**Requirement:** Look through the records below, count the lines with the word "that", and reply with only the number.

**Material to process:**
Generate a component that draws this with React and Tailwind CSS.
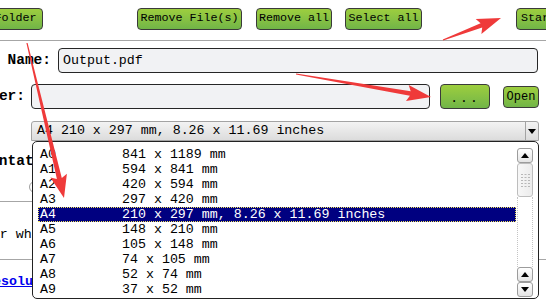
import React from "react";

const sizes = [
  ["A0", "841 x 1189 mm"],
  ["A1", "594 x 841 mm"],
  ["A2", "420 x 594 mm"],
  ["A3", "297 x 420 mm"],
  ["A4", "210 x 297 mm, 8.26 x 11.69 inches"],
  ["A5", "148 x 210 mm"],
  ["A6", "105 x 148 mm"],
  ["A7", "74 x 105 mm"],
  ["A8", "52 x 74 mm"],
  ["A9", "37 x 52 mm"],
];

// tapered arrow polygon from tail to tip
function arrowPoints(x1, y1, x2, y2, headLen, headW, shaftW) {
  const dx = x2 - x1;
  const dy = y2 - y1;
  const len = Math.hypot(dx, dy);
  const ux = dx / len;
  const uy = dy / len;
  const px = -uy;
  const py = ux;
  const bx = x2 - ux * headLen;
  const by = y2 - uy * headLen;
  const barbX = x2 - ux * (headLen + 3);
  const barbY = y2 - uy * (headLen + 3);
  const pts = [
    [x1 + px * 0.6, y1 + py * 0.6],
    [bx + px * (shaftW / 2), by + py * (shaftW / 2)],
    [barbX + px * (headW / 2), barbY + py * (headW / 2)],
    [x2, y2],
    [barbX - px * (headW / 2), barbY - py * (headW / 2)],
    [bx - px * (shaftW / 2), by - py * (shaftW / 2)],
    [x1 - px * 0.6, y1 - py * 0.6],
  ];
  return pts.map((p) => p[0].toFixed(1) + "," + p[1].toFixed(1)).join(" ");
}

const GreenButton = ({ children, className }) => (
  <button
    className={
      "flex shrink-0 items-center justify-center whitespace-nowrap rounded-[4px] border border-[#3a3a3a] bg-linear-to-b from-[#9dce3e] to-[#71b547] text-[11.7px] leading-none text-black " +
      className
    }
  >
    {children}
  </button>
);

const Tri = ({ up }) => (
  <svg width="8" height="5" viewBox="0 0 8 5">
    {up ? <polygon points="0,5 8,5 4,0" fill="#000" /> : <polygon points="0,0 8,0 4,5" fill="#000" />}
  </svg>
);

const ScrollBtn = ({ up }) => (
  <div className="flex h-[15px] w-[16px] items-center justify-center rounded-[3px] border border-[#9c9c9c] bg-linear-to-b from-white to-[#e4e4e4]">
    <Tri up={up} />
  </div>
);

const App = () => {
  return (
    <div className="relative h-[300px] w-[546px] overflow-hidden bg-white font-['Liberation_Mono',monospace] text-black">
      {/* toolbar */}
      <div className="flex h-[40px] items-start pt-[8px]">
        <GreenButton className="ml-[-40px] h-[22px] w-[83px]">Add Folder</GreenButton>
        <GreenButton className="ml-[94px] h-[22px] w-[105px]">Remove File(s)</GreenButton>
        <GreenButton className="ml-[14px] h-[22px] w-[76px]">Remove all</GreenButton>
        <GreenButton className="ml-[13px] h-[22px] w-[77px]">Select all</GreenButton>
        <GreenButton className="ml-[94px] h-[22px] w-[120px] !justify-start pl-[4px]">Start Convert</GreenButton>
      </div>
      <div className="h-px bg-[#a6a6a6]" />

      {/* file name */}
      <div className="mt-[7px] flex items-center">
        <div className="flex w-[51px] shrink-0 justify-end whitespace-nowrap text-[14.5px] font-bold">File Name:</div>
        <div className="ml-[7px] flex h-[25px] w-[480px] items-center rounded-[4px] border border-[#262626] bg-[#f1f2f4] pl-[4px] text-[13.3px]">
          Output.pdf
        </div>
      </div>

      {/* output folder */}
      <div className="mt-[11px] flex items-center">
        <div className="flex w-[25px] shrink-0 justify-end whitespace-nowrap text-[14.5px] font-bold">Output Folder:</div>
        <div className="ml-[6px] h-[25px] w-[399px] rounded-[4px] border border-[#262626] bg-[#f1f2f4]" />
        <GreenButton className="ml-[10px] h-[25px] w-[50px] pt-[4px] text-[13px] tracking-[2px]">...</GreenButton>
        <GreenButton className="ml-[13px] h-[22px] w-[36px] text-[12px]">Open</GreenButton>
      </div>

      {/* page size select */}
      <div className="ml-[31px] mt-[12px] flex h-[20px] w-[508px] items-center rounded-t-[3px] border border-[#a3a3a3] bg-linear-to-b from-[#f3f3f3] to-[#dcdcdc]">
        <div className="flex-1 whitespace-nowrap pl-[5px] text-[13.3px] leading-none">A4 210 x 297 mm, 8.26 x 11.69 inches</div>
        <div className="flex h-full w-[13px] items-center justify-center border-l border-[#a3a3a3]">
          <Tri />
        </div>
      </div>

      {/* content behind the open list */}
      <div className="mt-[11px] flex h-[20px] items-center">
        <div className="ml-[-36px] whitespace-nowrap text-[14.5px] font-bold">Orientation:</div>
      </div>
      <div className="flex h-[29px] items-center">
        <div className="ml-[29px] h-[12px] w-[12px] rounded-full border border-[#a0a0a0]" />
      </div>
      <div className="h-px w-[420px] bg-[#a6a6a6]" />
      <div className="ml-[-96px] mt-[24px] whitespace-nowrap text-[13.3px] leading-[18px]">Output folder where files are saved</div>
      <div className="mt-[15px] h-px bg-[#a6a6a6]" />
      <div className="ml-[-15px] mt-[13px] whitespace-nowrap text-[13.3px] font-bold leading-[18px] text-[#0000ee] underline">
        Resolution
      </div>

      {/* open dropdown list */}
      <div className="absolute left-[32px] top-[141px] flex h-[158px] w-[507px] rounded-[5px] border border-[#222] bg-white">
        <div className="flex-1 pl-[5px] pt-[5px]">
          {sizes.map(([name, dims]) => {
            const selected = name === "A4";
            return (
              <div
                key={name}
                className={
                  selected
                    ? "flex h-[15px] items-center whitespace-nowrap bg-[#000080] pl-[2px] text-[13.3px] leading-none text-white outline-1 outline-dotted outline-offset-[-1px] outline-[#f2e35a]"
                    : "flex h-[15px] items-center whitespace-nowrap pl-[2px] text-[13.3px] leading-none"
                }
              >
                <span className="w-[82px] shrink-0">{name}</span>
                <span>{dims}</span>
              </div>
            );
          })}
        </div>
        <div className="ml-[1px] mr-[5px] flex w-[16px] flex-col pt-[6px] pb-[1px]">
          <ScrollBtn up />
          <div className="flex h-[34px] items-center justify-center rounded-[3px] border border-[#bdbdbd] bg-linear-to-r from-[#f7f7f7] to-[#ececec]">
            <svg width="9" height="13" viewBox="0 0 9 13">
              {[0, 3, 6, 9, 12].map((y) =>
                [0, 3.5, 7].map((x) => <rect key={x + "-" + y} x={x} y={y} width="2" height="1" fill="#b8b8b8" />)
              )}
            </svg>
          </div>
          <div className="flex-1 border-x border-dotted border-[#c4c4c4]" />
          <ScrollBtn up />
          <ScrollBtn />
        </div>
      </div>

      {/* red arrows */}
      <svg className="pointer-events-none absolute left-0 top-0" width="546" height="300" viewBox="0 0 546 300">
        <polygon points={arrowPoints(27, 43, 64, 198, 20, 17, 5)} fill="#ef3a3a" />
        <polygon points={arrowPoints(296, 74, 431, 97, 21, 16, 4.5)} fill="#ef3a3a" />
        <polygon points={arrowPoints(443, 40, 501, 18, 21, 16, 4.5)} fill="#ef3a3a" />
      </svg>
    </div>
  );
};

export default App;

---

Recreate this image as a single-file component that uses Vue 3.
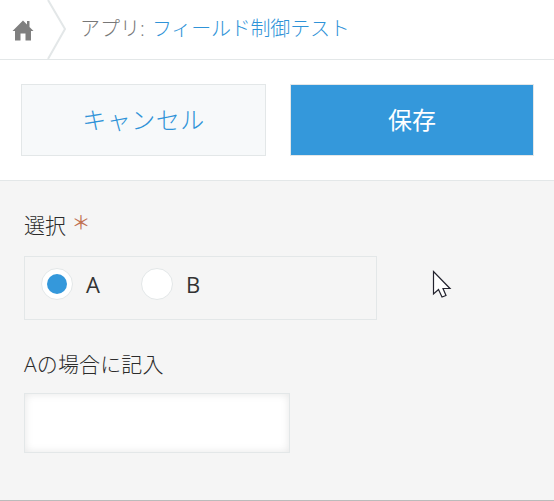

**Written answer:** 2